Output a verbatim copy of the data, cut off after the line that contains "string[]; value: string".

··· Dataset content ···

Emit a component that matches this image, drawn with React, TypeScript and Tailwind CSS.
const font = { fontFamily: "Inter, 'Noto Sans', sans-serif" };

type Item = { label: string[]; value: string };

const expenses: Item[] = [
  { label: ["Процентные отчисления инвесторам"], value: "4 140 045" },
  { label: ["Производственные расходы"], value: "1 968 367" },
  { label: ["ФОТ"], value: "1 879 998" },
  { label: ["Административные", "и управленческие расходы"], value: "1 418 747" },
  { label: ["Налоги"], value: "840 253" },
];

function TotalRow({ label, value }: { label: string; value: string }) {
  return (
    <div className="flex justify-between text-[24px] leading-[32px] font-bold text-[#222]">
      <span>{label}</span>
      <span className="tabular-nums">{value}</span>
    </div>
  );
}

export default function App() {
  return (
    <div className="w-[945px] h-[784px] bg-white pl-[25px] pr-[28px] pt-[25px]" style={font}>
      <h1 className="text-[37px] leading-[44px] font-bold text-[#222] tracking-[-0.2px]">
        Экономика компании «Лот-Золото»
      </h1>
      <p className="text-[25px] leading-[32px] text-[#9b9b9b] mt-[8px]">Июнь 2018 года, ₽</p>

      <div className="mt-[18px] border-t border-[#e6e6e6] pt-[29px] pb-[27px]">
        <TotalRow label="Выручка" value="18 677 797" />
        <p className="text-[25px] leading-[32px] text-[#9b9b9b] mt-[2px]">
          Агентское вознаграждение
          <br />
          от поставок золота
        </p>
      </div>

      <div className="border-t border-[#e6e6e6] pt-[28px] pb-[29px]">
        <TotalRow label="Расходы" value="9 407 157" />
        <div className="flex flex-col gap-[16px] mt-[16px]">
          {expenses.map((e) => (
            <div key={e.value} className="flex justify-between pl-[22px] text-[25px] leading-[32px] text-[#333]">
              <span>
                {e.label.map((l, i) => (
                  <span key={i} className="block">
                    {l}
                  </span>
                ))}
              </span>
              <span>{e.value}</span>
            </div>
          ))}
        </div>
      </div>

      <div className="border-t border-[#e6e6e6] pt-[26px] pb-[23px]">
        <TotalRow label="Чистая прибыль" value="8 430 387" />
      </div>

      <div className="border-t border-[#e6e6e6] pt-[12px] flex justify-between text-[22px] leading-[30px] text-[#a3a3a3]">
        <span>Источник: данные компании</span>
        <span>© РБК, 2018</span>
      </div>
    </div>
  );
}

···

**Answer to the problem**:
Emit a component that matches this image, drawn with React, TypeScript and Tailwind CSS.
const font = { fontFamily: "Inter, 'Noto Sans', sans-serif" };

type Item = { label: string[]; value: string };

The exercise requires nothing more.